Is there anything else you would like to add?
CUNTemporary has been invited to ArtVerona to investigate what a queer/feminist engagement can offer in the context of an Art Fair in a country with a small and invisible amount of queer and feminist artists. For this occasion, CUNTemporary has launched an on-going open call that will bring to light queer art practices linked to the Italian territory — either artists that have lived, worked or exhibited in Italy or who wish to present a new project that contextualises itself in the Italian social, political and/or cultural scene. With this material we will create the first ever platform for Art, Theory and Activism in Italy at the intersection of queer and feminist practices. This project is called ArchivioQueerItalia and since the open call we have been receiving daily applications from artists and theorists on a global scale. For us this is an indication that there is an urgent and lively engagement with our subject. We are super excited about the incredible calibre of work that has been submitted and we look forward to shaking up the fair with it!

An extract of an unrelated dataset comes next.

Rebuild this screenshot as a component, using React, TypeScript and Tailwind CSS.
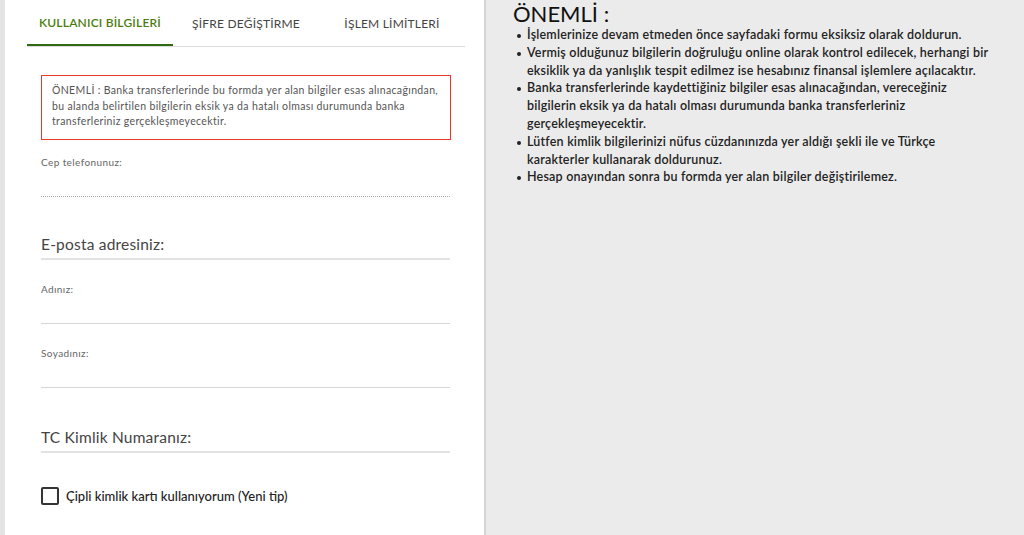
import { useState } from 'react'
import clsx from 'clsx'

const TABS = ['KULLANICI BİLGİLERİ', 'ŞİFRE DEĞİŞTİRME', 'İŞLEM LİMİTLERİ']

// each note split into the lines the original shows
const NOTES = [
  ['İşlemlerinize devam etmeden önce sayfadaki formu eksiksiz olarak doldurun.'],
  [
    'Vermiş olduğunuz bilgilerin doğruluğu online olarak kontrol edilecek, herhangi bir',
    'eksiklik ya da yanlışlık tespit edilmez ise hesabınız finansal işlemlere açılacaktır.',
  ],
  [
    'Banka transferlerinde kaydettiğiniz bilgiler esas alınacağından, vereceğiniz',
    'bilgilerin eksik ya da hatalı olması durumunda banka transferleriniz',
    'gerçekleşmeyecektir.',
  ],
  [
    'Lütfen kimlik bilgilerinizi nüfus cüzdanınızda yer aldığı şekli ile ve Türkçe',
    'karakterler kullanarak doldurunuz.',
  ],
  ['Hesap onayından sonra bu formda yer alan bilgiler değiştirilemez.'],
]

// small label above the line (Adınız, Soyadınız ...)
function SmallField({ label, dotted }: { label: string; dotted?: boolean }) {
  return (
    <div className="pt-[13px]">
      <div className="text-[10px] leading-[14px] tracking-[0.4px] text-[#666]">{label}</div>
      <div
        className={clsx(
          'mt-[27px] h-[1px] w-[409px]',
          dotted ? 'border-t border-dotted border-[#aaa]' : 'bg-[#d6d6d6]'
        )}
      />
    </div>
  )
}

// big placeholder-like label sitting on the line
function BigField({ label }: { label: string }) {
  return (
    <div className="pt-[40px]">
      <div className="text-[15.5px] leading-[20px] tracking-[0.2px] text-[#444]">{label}</div>
      <div className="mt-[4px] h-[2px] w-[409px] bg-[#e2e2e2]" />
    </div>
  )
}

export default function App() {
  const [tab, setTab] = useState(0)
  const [chip, setChip] = useState(false)

  return (
    <div className="flex h-[535px] w-[1024px] overflow-hidden font-['Lato',sans-serif]">
      <div className="w-[5px] bg-[#e4e4e4]" />

      <div className="w-[481px] border-r-2 border-[#d4d4d4] bg-white">
        {/* tabs */}
        <div className="ml-[22px] flex w-[438px] border-b border-[#dcdcdc]">
          {TABS.map((t, i) => (
            <button
              key={t}
              onClick={() => setTab(i)}
              className={clsx(
                'flex h-[46px] w-[146px] items-center justify-center pt-[2px] text-[12px] tracking-[0.2px]',
                i === tab
                  ? 'mb-[-1px] border-b-2 border-[#2f6b10] font-semibold text-[#4a7d0d]'
                  : 'text-[#444]'
              )}
            >
              {t}
            </button>
          ))}
        </div>

        <div className="pl-[36px]">
          <div className="mt-[28px] w-[410px] border border-[#f0352a] px-[10px] pb-[9px] pt-[7px] text-[10.5px] leading-[15.5px] tracking-[0.35px] text-[#555]">
            ÖNEMLİ : Banka transferlerinde bu formda yer alan bilgiler esas alınacağından,
            <br />
            bu alanda belirtilen bilgilerin eksik ya da hatalı olması durumunda banka
            <br />
            transferleriniz gerçekleşmeyecektir.
          </div>

          <div className="pt-[2px]">
            <SmallField label="Cep telefonunuz:" dotted />
          </div>
          <div className="-mt-[3px]">
            <BigField label="E-posta adresiniz:" />
          </div>
          <div className="pt-[9px]">
            <SmallField label="Adınız:" />
          </div>
          <div className="pt-[9px]">
            <SmallField label="Soyadınız:" />
          </div>
          <div className="-mt-[1px]">
            <BigField label="TC Kimlik Numaranız:" />
          </div>

          <label className="mt-[34px] flex cursor-pointer items-center gap-[7px]">
            <input
              type="checkbox"
              checked={chip}
              onChange={(e) => setChip(e.target.checked)}
              className="sr-only"
            />
            <span className="h-[18px] w-[18px] rounded-[2px] border-2 border-[#333]" />
            <span className="text-[13px] font-medium text-[#222]">
              Çipli kimlik kartı kullanıyorum (Yeni tip)
            </span>
          </label>
        </div>
      </div>

      <div className="flex-1 bg-[#ebebeb] pl-[27px] pr-[20px] pt-[1px]">
        <h2 className="text-[22px] leading-[26px] text-[#111]">ÖNEMLİ :</h2>
        <ul className="mt-[-1px] text-[12.5px] font-semibold leading-[17.8px] tracking-[0.2px] text-[#222]">
          {NOTES.map((lines) => (
            <li key={lines[0]} className="flex">
              <span className="ml-[4px] mr-[6px] mt-[8px] h-[4px] w-[4px] shrink-0 rounded-full bg-[#222]" />
              <span>
                {lines.map((l, i) => (
                  <span key={i} className="block">
                    {l}
                  </span>
                ))}
              </span>
            </li>
          ))}
        </ul>
      </div>
    </div>
  )
}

CUNTemporary co-founders: Giulia Casalini graduated magna cum laude in Languages, Arts, History and Civilisations in Venice and holds an MA (Hons) in Contemporary Art Theory from Goldsmiths focusing on feminist and queer engagements in community art projects. She is currently curating the upcoming exhibition 'Transformer' for Richard Saltoun Gallery (London). Diana Georgiou holds an MA in History of Art & Design and is currently conducting research in the Visual Cultures PhD department at Goldsmiths. Diana has a multidisciplinary background ranging from television production, event management & coordination to art history & theory. Her recent work has a focus on visual arts, psychoanalysis & feminism.